Australian Media Reforms: How We’re Made into Fools

In Australia, there has been a lot of talk regarding media reform bills. For the most part, I have to conclude further still that the Australian government hasn’t a clue and this is little more than an election stunt.

Only a person with a mind like a tomb would seriously argue that free media is not fundamental to democracy. Fewer still would argue that we do have a problem when popular media increasingly speaks for a minority.

Thus is it easy to conclude that we have a problem in Australia. The reach of any of the major newspapers, for instance, is far greater than the media that attempts to correct such partisan propaganda. Watching the Deniers is a very successful blog, but does Mike come close to matching the range of Andrew Bolt? I doubt it. Likewise I have no doubt that Monckton’s lunch with the AFR was read by many more people than my critique of the article.

However, the way forward cannot be as proposed by these bills and we risk damaging the tatters of our failing democratic process even further.

The Inertia of Ideas

Dawkins “meme” seems revolutionary for the same reason the notion that free will is an illusion, as debated by Harris, sits so uneasy to most. In essence, it comes back to my previous point about the power of ideas.

We hold no ownership of ideas. An individual may provide new insight or invent something that changes how a society functions, but in truth, they only did so because of the background conditions that led to a certain resolution. This is why our ancestors scratched out rudimentary agriculture around ten thousand years ago and not the tablet computer.

Ideas develop, sometimes fuse and eventually evolve, using us as hosts all along. Ideas belong to no-one. For this reason, the transmitter is of little importance while the receiver is everything.

The only the difference (and I mean only) between Chris Monckton and, say, the walking sign, screaming hysterically that the end is near is the audience. The message is manic, obsessive and irrational in both cases, but the audience provide validity to the former over the latter.
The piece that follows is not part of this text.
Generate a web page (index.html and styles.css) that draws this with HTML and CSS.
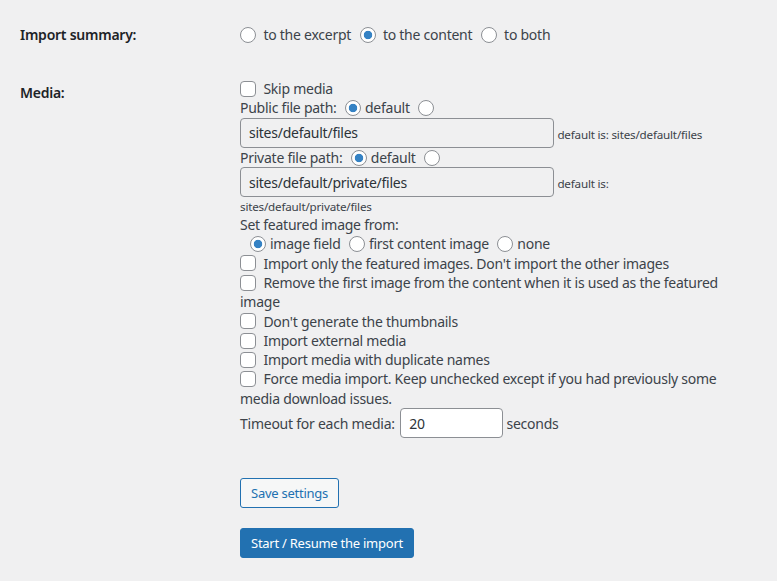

What is the public interest?

These proposed media bills suggest that the public interest can be defined, but this is simply untrue. All information that could possibly exist is of public interest. Democratic culture is defined by the the freedom to be audience to certain ideas and not to others.

Infinite ideas exist and the potential for these to be defined by the community to develop their cultural expression, either through acceptance or rejection must remain an inherent right of choice to the society in question.

Regardless of where this governing body of public interest sits, by selecting what information is available for the public, they are in fact deciding for us what is in our interest. This concern is not challenged by the fact that we indeed have a problem of misinformation within many popular media in Australia.

To be sure, there are some horrible ideas that exist, but it is us who have decided it to be abhorrent which gives credit to our cultural ethics. This should be praised.

We are made infantile if this process is stripped from us.

Buttressing Democracy

The power of an idea is in the receiver; in the audience. For this reason, regulating the transmitter is a wasted act. Our politicians may stand around patting themselves on the back over their discussions regarding these bills, but don’t be fooled; it all sounds great in an election year (noting too the fast turn over expected for these bills).

Yes, ensuring that popular media cannot be monopolised is a good idea but apart from that, this media reform is not in the public interest. How on earth could they regulate information in any way that wouldn’t be classified censorship? Such an act is doomed to fail, as nice and virtuous as all the hype now sounds.

The more difficult but more appropriate course of action would be education. The human mind is inherently lousy or lazy with information. One will, without thinking twice, tend to accept information when it is provided by someone the individual deems an authority on the matter or if the information confirms ideas already held.

A seasoned journalist can thus get away with a lot when the audience has come to accept them as an authority on the subject. A clever propagandist can take an already held idea, or a bundle of similar ideas and fuse them into something a primed audience will accept, as Chris Monckton often demonstrates.

Therefore the only course is to teach critical analysis of ideas so that the general public are sceptical, even of the potential for internal biases within them. An idea, a projected reality; such things are not personal, as much as it is seemly evident the opposite. We are not defined by the ideas we play host to if we a taught not to be. We must be taught to let go of such and learn to be inquisitive. It is empowering to do so.

If the Australian government cared truly for the accuracy of information, they would empower the minds of the people to have the ability to critically assess the quality of ideas rather than treat us like infants whom need to be directed through approved information.

2 thoughts on “Australian Media Reforms: How We’re Made into Fools

  1. A free press in too few hands is not free. A simple solution would be to break up the Oz newspaper trust such that no individual, family or corporation that owns one can own another. Given the dominance of politics by resource extraction interests, one might go a bit farther and bar ownership by entities with too much money, who if they want to be heard can do it through advertising.